With no vineyards of its own, Rosenblum Cellars' home base is a giant hangar next to the docks in Alameda. Here, winemaker John Kane directs his focus to Zinfandel, Petite Sirah, and Syrah...but mostly Zinfandel. They like it so much at Rosenblum that they make over 20 varieties. And although these wines come from vineyard sites all over California, the huge range of Zins are reliably rich and extroverted, typically made in a super-ripe, high-alcohol style. Kane took over in 2009 from Kent Rosenblum, the King of Zin.

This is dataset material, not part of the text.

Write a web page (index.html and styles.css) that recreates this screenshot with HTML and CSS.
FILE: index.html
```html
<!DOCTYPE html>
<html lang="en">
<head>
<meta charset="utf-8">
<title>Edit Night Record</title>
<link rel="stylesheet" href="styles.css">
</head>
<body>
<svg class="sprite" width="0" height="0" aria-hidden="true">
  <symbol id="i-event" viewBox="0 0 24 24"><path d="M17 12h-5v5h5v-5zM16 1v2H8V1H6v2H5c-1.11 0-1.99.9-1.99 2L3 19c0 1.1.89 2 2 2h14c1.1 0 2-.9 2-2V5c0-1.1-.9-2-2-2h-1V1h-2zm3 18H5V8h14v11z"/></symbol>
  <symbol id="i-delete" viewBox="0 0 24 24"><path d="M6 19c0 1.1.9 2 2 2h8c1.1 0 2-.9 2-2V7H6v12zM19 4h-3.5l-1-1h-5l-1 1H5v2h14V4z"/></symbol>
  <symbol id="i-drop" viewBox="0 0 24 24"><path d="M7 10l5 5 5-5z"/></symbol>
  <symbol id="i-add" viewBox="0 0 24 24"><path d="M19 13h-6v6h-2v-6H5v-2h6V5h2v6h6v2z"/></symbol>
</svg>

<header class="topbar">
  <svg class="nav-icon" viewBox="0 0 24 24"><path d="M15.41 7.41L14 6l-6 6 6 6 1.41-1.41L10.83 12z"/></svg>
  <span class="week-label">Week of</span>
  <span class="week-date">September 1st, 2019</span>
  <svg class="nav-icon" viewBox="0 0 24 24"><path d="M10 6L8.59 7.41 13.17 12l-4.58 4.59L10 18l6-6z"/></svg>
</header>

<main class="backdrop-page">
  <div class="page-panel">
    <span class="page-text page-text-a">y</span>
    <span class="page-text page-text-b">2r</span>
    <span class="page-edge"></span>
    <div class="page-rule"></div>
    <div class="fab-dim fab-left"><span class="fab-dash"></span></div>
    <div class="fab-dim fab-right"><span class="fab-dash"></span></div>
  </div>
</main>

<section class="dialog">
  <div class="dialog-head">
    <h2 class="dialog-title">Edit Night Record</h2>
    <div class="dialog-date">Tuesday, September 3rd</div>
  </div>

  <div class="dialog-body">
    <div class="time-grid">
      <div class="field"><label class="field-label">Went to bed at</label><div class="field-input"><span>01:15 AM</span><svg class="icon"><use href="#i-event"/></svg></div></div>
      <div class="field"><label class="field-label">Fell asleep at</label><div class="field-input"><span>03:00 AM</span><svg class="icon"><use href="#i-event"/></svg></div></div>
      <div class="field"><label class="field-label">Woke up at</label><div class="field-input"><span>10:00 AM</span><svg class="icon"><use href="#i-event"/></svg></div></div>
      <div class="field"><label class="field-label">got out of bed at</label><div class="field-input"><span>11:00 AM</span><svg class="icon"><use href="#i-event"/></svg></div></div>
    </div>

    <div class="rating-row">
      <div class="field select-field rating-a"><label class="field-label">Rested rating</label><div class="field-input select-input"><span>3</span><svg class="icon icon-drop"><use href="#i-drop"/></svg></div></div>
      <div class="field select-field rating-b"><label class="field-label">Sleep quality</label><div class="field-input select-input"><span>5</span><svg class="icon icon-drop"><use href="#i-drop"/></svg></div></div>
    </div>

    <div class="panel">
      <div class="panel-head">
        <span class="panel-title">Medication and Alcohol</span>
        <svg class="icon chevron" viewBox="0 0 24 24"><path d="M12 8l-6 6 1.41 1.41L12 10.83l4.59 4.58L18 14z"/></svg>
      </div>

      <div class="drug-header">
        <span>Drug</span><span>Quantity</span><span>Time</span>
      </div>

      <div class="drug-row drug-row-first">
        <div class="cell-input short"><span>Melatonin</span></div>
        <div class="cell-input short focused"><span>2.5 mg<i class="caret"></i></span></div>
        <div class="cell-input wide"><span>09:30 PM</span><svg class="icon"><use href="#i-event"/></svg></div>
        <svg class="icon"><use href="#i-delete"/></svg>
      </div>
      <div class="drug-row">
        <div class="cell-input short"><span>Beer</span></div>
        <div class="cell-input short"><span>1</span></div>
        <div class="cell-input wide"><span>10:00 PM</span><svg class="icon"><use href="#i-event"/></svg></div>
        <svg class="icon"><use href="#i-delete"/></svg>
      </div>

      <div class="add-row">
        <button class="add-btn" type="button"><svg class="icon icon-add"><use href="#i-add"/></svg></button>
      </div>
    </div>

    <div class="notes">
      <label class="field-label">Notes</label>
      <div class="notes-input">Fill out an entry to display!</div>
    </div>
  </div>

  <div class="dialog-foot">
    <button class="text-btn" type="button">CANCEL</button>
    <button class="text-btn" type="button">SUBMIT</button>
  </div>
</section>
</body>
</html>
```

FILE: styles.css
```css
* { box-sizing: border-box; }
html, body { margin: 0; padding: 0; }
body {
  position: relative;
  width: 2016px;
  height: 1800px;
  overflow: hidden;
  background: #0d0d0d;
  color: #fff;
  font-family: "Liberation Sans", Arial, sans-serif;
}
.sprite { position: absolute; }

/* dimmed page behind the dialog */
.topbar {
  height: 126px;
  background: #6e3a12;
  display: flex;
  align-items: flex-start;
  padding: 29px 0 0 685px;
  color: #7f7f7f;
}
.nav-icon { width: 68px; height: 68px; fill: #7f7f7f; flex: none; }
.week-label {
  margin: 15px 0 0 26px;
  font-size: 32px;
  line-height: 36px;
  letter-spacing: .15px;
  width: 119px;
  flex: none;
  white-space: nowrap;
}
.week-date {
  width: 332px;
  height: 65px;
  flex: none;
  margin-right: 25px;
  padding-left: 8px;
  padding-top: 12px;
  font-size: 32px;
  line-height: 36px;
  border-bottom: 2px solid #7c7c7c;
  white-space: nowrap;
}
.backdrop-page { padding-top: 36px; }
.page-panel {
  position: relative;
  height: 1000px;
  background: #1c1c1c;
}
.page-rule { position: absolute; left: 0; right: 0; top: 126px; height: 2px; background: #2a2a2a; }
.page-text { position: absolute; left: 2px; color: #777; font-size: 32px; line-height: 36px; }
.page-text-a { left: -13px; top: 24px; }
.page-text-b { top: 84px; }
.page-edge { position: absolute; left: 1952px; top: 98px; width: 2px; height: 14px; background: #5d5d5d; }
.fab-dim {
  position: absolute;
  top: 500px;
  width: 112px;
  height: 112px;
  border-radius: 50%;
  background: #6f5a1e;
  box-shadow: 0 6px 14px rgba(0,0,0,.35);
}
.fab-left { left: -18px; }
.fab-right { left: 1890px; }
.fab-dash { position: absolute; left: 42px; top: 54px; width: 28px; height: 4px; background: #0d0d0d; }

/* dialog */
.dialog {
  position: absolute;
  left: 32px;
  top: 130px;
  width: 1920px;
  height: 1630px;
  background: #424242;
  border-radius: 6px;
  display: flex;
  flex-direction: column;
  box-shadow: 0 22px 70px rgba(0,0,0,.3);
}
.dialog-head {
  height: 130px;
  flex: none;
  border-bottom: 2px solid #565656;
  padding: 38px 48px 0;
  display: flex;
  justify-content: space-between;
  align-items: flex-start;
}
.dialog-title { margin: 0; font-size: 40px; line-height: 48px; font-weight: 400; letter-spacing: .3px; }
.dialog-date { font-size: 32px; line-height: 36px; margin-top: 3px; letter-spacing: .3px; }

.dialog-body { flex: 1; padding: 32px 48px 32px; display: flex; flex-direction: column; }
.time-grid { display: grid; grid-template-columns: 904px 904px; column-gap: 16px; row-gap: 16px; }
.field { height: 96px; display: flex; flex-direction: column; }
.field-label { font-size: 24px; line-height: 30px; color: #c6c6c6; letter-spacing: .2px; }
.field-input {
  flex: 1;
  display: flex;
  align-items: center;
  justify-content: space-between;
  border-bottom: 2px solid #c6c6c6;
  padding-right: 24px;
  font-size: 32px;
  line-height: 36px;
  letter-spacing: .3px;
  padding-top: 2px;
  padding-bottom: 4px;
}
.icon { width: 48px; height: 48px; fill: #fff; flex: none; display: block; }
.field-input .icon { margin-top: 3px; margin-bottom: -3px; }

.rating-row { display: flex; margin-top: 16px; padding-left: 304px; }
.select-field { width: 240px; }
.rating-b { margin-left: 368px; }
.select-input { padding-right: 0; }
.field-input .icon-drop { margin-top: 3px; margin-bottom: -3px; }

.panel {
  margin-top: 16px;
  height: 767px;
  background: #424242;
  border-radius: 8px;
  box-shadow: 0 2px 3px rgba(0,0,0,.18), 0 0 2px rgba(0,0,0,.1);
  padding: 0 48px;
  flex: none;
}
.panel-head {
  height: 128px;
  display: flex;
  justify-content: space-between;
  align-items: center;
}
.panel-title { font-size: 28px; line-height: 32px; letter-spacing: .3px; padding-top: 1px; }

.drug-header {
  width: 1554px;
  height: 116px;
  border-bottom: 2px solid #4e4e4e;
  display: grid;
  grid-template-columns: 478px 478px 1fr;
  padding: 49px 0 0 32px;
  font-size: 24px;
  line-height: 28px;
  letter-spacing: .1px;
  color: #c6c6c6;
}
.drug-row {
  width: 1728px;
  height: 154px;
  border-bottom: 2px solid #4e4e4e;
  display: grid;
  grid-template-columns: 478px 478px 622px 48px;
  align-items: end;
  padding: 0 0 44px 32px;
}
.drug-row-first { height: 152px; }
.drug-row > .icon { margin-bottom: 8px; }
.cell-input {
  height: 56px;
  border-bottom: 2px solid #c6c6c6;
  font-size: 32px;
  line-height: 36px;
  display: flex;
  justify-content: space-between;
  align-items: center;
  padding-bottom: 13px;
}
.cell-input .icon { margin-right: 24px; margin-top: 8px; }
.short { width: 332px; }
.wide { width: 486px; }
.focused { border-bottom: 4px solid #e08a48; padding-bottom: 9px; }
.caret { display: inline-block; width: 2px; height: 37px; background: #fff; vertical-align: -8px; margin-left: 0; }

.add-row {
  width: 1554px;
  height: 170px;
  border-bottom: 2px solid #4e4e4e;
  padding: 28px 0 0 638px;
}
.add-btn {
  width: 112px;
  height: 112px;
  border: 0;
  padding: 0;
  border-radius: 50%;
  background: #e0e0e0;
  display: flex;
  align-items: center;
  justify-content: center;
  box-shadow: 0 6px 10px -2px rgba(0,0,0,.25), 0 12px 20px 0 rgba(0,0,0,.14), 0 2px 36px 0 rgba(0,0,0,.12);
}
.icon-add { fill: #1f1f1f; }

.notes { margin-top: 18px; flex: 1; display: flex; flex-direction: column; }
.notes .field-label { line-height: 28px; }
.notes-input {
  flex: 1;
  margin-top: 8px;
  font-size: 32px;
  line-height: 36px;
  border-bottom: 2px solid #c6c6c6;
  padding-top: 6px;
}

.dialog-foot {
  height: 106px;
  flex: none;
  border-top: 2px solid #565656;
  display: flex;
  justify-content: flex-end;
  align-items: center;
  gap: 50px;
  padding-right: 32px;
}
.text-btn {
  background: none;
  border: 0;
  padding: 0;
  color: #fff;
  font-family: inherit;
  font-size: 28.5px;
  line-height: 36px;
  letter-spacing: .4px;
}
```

It is remarkable that an industry essentially less than a half-century old could capture the attention of the American wine-buying public to the degree that California has. Powerful consumer interest in California wine is driven by two major factors. The more obvious reason is that California's best wines, which come from grapes grown in a benign climate featuring endless sunshine, very warm summer days, and generally dry harvests, and wonderfully fruity, full, and satisfying, and rarely too austere or tannic to be enjoyed from day one.
California is blessed with an extraordinary range of soils and microclimates, allowing for the successful cultivation of many varieties. In at least three out of four years, the best sites produce healthy, ripe fruits that are the envy of European producers in more marginal climates. The other reason Americans buy so much California wine is that California is the home team. Clearly, a high percentage of domestic wine drinkers are more comfortable buying American wines (and not just wines of California) than imports. Then, too, foreign bottles are generally identified by place name, rather than by the more familiar varieties that American wine drinkers have come to know and enjoy.
Moreover, in much of North America, outside the top 15 or 20 largest metropolitan markets, consumers have limited access to imported wines even if they wanted to buy them.
For many, Napa Valley is California wine, and Cabernet is king in Napa Valley. Meanwhile, the Burgundy varieties Chardonnay and Pinot Noir have gravitated to cooler areas, generally closer to the Pacific, such as the western stretches of Sonoma County, the Anderson Valley in Mendocino County, and the Santa Maria and Santa Ynez valleys within Santa Barbara County. Syrah vines have yielded interesting wines in a range of styles all over the state, in regions as disparate as Mendocino County, the Sonoma coast, Carneros, Paso Robles, and Santa Maria Valley. Very good Zinfandel similarly comes from multiple growing areas, although to date the age-of-vines variable has been almost as important as geography. Zinfandel, though its roots are in Europe, is a true California original and the only California wine imitated abroad. It's also a variety of which there are still significant plantings of very old vines, in some cases dating back to the end of the 19th century.
Richly aromatic yet delicate white wine, some with a bit of residual sugar
Spicy cuisine, shellfish
Emerging from the tiny appellation of Condrieu in the northern Rhone, Viognier has become a rising star in California vineyards, as our American palates have evolved to appreciate more aromatic white wines. Still, the most desired bottlings of Viognier continue to come from Condrieu, a region just south of the city of Lyon.
Centuries of cultivation here have taught producers how to deal with some of the temperamental characteristics of the grape. Viognier is highly sensitive to mildew and generates low and unpredictable yields. Proper harvesting is also a challenge: if picked too early, the grape fails to display its full profile of flavors and aromas; picked too late, the grape makes wines that are oily and lacking perfume.
In Condrieu, local conditions are also unique: the Mistral winds off the Mediterranean play a moderating role in viticulture, cooling the wines after the heat of the summer. Vines grow on steep, granite-rich slopes, allowing grapes to reach great concentration. The age of the vines also makes a difference, for Viognier vines don't hit their peak until at least 15-20 years of age-- some of Condrieu's vines are at least 70 years of age. The result is a delicate white with the aroma of a powerful sweet wine.
Viognier from Condrieu is also an exception to the rule under which expensive wines are also age-worthy wines. Condrieu is generally best in its first year or two after release, because its distinctive aroma often mellow after this period. Yet this wine is not cheap; the small size of the appellation limits the amount of wine produced. Look for wines from E. Guigal and Yves Cuilleron.
The improving quality of California Viognier has provided an lower-priced alternative to the wines of Condrieu. Viognier is a bit of trail-blazer-- its success in California helped pave the way for other Rhone varietals, like Roussane and Marsanne. Here, Viognier has recovered from an early impulse among producers to apply vinification techniques better suited to Chardonnay. Now, the best examples retain the aromatic complexity of the grape-- ill-fated experiments using lots of oak barrels are largely resigned to the past. Look for wines from Cold Heaven and Alban Vineyards.
Thanks to its aromatic intensity, Viognier can stand up to spicy foods like Thai or Indian cuisine better than most wines. Another reliable bet is chilled seafood, especially shellfish.